Namun, untuk menutupi keberadaan radar itu, Kementerian Informasi dan Kementrian Pangan Inggris menyediakan alasan lain bagi kesuksesan angkatan udara: wortel. Mereka mengabarkan bahwa pilot-pilot Inggris mempunyai penglihatan malam yang amat baik karena mereka rajin melahap wortel, terutama John Cunningham yang berhasil menembak jatuh 20 pesawat Jerman (19 di antaranya terjadi pada malam hari).
Menurut John Stolarczyk, kurator World Carrot Museum, yang dikutip Smithsonian, kemungkinan besar propaganda itu bertujuan untuk membodoh-bodohi pihak militer Jerman. “Tidak ada bukti apakah mereka tertipu,” katanya. “Tetapi ada beberapa kabar burung tentang pemerintah Jerman yang mencekoki pilot-pilot mereka dengan wortel, seakan mereka percaya.”
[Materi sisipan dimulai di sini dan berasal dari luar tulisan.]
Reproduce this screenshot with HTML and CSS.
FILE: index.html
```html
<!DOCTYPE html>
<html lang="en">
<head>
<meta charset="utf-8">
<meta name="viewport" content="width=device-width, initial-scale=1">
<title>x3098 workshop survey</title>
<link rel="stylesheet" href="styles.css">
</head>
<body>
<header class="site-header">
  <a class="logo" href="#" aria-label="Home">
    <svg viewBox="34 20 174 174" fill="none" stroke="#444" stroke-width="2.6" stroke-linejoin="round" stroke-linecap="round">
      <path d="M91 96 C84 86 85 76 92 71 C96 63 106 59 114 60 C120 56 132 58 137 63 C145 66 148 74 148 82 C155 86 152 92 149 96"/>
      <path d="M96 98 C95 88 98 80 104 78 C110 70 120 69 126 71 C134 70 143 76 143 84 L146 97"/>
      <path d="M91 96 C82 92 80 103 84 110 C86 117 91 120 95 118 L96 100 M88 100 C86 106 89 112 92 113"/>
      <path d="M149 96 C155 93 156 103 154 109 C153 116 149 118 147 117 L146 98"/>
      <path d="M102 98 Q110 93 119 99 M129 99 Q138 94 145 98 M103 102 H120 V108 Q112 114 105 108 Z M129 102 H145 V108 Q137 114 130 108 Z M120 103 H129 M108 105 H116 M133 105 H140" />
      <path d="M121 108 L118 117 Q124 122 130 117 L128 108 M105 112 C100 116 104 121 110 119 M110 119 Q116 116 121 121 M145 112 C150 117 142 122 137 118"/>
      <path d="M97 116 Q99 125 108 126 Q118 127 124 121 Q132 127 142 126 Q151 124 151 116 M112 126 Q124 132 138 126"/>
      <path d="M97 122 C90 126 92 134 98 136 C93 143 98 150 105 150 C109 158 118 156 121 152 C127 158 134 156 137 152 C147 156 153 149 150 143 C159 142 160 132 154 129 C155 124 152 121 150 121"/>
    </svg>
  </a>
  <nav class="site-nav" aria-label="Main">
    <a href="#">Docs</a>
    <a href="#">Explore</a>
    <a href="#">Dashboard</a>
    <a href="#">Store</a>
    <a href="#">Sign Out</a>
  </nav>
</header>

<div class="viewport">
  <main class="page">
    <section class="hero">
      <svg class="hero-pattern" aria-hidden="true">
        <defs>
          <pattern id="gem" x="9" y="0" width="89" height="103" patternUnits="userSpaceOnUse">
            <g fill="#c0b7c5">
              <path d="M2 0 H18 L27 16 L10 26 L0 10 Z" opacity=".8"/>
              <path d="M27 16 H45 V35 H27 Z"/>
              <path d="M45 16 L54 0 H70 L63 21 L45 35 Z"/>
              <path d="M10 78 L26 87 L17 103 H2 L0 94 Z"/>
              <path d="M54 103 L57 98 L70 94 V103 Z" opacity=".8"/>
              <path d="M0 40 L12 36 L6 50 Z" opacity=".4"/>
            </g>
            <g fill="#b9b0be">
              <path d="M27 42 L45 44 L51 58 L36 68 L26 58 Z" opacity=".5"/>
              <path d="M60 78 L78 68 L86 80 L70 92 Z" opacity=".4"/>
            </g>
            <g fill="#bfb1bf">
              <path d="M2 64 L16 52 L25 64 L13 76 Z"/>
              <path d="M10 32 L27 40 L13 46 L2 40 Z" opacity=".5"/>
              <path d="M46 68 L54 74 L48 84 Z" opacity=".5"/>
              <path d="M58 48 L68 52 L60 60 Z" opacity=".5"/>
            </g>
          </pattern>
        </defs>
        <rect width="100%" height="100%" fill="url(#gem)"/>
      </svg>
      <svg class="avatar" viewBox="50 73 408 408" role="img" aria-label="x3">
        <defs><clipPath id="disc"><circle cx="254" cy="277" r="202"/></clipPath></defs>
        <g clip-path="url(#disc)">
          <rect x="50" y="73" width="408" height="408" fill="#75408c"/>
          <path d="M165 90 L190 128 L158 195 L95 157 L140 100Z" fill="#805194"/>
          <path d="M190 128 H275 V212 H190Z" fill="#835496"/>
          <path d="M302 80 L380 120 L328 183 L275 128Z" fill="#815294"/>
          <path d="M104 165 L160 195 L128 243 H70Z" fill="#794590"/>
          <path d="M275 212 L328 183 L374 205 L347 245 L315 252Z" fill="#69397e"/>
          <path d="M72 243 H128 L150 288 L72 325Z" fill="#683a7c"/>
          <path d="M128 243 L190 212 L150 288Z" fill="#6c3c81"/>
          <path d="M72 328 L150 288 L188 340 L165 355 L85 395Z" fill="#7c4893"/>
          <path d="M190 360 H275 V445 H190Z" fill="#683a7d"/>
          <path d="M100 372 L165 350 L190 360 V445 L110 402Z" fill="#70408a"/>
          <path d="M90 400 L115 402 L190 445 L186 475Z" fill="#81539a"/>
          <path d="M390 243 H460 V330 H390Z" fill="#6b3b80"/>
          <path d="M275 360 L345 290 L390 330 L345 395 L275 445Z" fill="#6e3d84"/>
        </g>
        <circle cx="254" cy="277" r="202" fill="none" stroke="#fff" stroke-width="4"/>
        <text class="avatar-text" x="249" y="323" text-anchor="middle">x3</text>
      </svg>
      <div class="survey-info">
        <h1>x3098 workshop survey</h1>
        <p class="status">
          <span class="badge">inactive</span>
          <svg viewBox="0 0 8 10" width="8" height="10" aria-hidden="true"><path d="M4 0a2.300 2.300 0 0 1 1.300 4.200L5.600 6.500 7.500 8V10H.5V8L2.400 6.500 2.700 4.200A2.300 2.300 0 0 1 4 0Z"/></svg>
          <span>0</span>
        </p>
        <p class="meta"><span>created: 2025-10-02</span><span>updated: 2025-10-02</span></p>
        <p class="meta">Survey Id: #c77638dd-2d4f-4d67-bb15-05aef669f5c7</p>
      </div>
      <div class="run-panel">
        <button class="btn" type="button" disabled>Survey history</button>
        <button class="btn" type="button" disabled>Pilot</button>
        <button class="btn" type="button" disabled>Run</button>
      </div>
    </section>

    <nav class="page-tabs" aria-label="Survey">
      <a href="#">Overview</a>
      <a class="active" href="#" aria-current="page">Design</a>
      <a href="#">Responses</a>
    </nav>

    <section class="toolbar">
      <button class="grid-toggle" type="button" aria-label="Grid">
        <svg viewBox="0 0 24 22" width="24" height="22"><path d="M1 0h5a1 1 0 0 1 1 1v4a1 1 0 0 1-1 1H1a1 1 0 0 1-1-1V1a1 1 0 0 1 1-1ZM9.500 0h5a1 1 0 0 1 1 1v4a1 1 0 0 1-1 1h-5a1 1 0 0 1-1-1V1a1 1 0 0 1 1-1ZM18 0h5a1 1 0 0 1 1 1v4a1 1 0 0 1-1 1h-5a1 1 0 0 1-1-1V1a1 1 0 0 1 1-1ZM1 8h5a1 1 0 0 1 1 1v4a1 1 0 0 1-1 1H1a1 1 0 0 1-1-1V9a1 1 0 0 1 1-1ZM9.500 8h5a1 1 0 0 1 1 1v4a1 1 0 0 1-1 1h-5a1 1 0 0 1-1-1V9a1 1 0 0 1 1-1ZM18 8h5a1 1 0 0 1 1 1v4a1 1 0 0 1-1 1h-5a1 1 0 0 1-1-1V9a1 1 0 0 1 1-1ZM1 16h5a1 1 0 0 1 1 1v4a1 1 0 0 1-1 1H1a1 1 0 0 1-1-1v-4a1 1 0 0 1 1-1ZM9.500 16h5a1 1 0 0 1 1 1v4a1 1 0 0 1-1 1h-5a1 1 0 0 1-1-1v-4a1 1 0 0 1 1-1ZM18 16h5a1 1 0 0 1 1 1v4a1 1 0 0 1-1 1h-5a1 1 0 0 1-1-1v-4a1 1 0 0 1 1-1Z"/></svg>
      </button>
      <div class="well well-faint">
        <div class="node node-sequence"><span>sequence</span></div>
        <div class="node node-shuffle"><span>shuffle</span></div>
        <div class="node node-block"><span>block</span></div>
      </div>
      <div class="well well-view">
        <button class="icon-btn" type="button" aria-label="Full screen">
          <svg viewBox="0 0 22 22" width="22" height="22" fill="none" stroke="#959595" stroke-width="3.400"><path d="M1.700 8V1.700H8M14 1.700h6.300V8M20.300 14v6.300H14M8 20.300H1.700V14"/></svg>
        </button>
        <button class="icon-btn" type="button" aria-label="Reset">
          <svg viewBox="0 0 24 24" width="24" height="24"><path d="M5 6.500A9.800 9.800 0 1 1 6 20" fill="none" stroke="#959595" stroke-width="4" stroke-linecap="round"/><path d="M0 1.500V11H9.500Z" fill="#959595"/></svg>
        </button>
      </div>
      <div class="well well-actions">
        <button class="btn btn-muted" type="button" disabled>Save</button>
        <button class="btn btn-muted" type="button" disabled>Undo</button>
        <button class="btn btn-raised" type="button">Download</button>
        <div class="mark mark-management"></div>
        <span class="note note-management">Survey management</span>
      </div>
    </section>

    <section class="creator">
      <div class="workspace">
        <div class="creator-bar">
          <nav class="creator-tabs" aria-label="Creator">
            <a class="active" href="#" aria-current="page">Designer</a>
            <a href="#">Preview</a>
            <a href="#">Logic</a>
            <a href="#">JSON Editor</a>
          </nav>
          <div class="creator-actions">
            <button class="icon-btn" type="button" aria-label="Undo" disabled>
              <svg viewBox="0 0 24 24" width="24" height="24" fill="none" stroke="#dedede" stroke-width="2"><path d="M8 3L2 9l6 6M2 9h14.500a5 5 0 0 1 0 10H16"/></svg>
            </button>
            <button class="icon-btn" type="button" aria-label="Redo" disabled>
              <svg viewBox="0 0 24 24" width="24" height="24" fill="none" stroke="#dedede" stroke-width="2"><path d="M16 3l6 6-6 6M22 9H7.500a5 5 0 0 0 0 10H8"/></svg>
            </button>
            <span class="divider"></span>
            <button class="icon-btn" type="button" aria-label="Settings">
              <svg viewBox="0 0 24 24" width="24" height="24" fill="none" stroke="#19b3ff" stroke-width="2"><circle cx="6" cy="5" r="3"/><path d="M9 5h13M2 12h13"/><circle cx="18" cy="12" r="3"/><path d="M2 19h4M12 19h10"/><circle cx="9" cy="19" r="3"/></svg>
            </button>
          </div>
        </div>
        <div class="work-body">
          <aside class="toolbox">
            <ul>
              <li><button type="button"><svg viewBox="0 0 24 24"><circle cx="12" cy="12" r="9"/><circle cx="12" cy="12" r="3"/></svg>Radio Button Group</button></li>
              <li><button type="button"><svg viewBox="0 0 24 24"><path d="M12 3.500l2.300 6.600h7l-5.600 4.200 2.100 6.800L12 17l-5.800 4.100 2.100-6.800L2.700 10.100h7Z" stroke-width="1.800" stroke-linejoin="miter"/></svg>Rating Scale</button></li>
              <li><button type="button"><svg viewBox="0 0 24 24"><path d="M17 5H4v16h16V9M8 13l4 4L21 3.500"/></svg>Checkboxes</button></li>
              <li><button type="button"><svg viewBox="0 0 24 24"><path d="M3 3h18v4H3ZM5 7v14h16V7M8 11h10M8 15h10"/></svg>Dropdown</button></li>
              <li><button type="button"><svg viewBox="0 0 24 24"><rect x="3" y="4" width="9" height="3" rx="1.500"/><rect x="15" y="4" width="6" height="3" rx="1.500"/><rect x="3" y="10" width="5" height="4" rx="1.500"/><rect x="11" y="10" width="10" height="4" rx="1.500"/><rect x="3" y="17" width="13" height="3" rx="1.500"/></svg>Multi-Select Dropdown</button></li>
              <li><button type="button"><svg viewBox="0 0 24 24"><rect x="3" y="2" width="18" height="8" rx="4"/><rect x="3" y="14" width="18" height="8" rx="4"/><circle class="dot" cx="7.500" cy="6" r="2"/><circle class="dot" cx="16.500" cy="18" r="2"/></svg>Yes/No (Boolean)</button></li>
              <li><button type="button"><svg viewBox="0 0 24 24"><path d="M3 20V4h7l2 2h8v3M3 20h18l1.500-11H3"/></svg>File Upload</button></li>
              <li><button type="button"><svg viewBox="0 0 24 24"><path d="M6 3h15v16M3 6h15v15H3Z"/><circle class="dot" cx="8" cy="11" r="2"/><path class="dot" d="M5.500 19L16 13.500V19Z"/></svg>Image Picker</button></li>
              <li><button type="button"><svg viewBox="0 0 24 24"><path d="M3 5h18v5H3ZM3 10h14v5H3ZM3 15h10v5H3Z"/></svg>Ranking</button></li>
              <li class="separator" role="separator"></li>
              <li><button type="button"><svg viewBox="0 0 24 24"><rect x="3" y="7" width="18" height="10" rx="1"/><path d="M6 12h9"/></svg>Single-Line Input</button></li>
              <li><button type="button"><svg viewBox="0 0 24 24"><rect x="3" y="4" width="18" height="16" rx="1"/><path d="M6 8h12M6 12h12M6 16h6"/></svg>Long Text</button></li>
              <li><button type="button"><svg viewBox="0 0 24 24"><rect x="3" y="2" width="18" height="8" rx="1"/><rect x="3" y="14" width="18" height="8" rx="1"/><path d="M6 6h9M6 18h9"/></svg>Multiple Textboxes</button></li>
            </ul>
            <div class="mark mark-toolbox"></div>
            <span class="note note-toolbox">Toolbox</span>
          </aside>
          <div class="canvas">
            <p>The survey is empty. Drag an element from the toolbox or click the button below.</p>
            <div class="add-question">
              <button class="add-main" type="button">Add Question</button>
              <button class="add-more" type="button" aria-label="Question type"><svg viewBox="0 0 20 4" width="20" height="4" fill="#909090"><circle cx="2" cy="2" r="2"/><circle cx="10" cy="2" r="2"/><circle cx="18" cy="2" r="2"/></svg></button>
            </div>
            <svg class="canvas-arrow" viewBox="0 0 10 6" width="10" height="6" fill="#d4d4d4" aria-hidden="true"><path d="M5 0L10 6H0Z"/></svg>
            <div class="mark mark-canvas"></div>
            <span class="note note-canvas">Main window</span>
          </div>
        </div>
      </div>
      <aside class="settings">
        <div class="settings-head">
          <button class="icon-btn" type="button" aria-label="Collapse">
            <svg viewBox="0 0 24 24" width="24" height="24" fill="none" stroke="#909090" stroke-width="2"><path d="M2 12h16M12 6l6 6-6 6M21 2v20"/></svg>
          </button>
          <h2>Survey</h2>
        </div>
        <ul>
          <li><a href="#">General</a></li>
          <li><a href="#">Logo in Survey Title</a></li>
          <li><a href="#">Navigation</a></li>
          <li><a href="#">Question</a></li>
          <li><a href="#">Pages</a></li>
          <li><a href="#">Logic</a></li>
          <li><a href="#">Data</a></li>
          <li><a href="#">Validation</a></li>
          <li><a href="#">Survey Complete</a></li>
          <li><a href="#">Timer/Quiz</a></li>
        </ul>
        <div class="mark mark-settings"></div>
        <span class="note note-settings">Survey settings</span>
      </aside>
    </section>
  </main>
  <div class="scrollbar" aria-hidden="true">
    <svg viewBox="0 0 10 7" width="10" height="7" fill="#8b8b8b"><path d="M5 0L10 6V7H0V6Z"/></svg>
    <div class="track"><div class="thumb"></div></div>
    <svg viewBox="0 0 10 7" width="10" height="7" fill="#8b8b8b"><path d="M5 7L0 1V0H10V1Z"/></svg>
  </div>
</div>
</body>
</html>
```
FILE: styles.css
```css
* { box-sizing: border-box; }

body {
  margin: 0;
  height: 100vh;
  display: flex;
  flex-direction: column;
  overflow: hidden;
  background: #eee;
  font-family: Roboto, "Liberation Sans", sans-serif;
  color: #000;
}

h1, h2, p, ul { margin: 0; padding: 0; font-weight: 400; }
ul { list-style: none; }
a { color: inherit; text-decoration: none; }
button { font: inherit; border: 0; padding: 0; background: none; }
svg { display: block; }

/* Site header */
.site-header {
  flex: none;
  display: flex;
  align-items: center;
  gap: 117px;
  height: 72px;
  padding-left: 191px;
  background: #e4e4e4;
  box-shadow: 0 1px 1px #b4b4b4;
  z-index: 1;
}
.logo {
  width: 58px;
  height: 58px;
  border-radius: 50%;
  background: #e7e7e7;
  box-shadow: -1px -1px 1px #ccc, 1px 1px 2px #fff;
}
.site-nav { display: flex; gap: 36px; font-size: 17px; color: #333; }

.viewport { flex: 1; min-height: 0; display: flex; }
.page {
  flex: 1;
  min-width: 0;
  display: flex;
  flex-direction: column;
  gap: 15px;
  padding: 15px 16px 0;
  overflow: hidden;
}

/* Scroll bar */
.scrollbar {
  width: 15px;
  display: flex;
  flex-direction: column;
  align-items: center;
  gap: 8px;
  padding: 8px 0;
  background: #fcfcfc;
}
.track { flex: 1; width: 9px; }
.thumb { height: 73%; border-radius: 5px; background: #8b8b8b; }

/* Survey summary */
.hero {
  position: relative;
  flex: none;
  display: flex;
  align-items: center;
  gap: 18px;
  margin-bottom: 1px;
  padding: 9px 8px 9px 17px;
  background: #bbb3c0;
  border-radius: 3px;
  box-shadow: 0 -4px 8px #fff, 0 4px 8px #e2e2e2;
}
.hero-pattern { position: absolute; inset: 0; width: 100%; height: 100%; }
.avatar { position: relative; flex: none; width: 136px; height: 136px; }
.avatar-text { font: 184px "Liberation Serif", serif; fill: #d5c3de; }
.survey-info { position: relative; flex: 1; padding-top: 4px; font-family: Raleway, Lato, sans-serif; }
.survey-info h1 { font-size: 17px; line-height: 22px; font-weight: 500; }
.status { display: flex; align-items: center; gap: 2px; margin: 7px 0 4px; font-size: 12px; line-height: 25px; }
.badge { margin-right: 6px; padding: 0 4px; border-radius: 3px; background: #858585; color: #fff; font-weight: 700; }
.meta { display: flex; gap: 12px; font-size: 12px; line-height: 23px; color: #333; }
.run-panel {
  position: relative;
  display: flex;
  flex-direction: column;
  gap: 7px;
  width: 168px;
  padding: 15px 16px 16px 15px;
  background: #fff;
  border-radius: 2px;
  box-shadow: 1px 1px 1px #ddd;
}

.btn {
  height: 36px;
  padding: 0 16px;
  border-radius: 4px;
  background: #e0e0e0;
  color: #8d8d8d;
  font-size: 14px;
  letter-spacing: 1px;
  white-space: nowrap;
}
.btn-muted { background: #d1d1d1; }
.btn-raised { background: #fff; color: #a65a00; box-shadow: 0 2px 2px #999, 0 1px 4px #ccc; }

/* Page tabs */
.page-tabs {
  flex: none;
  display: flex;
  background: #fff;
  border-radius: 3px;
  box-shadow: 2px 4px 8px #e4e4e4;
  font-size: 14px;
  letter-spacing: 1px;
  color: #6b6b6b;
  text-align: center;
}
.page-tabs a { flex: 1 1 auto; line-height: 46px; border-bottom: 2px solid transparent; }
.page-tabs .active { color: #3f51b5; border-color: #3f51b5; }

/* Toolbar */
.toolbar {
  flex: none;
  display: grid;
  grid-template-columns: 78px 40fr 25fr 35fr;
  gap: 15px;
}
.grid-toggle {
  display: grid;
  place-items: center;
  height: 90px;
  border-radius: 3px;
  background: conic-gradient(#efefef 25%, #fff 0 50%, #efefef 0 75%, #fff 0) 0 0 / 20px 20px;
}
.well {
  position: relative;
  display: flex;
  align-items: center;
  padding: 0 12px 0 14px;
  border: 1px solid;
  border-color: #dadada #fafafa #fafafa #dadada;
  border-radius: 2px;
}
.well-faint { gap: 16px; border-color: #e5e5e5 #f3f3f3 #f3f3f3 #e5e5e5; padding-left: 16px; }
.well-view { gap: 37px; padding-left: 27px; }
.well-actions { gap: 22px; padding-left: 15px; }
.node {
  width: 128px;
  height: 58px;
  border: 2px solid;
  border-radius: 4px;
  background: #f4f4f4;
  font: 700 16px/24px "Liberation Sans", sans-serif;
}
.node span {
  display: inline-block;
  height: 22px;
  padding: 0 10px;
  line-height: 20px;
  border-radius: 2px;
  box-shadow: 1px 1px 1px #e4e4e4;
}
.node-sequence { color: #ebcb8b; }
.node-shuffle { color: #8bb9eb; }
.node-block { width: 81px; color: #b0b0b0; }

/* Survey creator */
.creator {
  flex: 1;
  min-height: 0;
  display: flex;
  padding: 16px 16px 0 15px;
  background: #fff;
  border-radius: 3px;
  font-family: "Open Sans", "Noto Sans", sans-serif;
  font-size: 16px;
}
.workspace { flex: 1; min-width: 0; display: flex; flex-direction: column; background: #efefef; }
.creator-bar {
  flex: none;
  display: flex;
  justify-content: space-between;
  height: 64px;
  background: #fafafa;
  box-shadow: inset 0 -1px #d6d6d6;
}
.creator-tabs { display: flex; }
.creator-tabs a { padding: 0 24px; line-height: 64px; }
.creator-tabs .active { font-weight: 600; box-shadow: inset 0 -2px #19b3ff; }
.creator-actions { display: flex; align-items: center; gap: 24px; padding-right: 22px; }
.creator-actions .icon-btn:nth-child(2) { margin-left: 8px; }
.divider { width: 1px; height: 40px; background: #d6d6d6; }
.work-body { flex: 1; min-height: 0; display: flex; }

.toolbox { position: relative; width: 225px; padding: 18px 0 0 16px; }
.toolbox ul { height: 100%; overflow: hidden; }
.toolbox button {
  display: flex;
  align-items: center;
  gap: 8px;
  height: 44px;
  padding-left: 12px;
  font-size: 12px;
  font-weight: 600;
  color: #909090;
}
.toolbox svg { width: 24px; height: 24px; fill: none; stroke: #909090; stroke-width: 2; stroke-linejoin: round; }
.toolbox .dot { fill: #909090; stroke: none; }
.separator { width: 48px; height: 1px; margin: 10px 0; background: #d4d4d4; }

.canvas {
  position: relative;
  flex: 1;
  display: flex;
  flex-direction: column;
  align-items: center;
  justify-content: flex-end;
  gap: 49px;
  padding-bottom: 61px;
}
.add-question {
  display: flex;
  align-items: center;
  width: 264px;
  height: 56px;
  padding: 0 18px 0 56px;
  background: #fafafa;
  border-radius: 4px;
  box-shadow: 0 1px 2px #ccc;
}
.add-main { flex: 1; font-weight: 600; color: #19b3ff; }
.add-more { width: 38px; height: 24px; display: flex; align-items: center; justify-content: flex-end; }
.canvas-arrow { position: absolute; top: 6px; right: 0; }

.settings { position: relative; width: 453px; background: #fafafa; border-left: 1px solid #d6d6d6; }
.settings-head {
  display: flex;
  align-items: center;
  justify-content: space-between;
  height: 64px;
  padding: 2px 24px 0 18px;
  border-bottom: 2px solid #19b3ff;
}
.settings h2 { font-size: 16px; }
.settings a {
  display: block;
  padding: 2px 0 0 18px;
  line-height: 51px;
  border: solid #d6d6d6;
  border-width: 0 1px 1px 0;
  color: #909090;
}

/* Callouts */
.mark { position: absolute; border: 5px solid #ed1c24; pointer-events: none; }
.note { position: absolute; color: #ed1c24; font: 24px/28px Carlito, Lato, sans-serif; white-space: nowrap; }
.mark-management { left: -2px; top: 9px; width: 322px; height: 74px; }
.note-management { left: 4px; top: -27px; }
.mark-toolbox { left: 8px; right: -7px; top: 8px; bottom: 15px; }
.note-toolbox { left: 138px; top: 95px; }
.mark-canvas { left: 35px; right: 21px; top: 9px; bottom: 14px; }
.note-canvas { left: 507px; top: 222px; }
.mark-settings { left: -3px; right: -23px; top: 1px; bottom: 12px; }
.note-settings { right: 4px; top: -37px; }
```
Di sisi lain, rakyat Inggris memakan propaganda itu bulat-bulat. Poster-poster dengan slogan “wortel menjaga kesehatanmu dan membuat penglihatanmu lebih baik pada saat pemadaman” beredar di mana-mana.
“Demam wortel” itu semakin parah ketika Jerman merusak jalur suplai pangan ke Inggris dan membuat negara itu kekurangan gula, bacon, dan mentega. Kementrian Pangan Inggris lantas mengkampanyekan swasembada pangan. Keluarga-keluarga didorong untuk menciptakan kebun sayur rumahan dan menggunakan resep masakan berbahan dasar produk-produk kebun tersebut.
“Ini adalah perang pangan. Setiap baris sayur di para-para mengurangi ketergantungan kita pada pengiriman. Pertempuran 'fron dapur; mustahil dimenangkan tanpa pertolongan kebun dapur. Tidakkah sejam di kebun lebih baik ketimbang sejam dalam antrian?” ujar Lord Woolton, Menteri Pertanian Inggris masa itu, pada 1941.
Menurut Stolarczyk, kampanye itu amat berhasil sehingga pada 1942 Inggris mempunyai surplus wortel sebanyak 100 ribu ton, dan pemerintah Inggris mesti ikut mencarikan cara buat mengolahnya. Salah satu selebaran “Resep Masa Darurat” yang disebarkan Kementerian Pangan, misalnya, mencantumkan resep untuk puding, marmalade, kue, dan flan berbahan dasar wortel.
Jika benar demikian asal-usul mitos wortel dan penglihatan, orang-orang yang membenci wortel tentu berhak jengkel kepada pemerintah Inggris. Namun, tidakkah kemungkinan bahwa dari hari ke hari ada sepotong sejarah dunia di atas meja makan kita menerbitkan rasa senang—karena, misalnya, berkat itu kita jadi merasa terhubung dengan perkara penting—dan membuat kita ingin memaafkan mereka?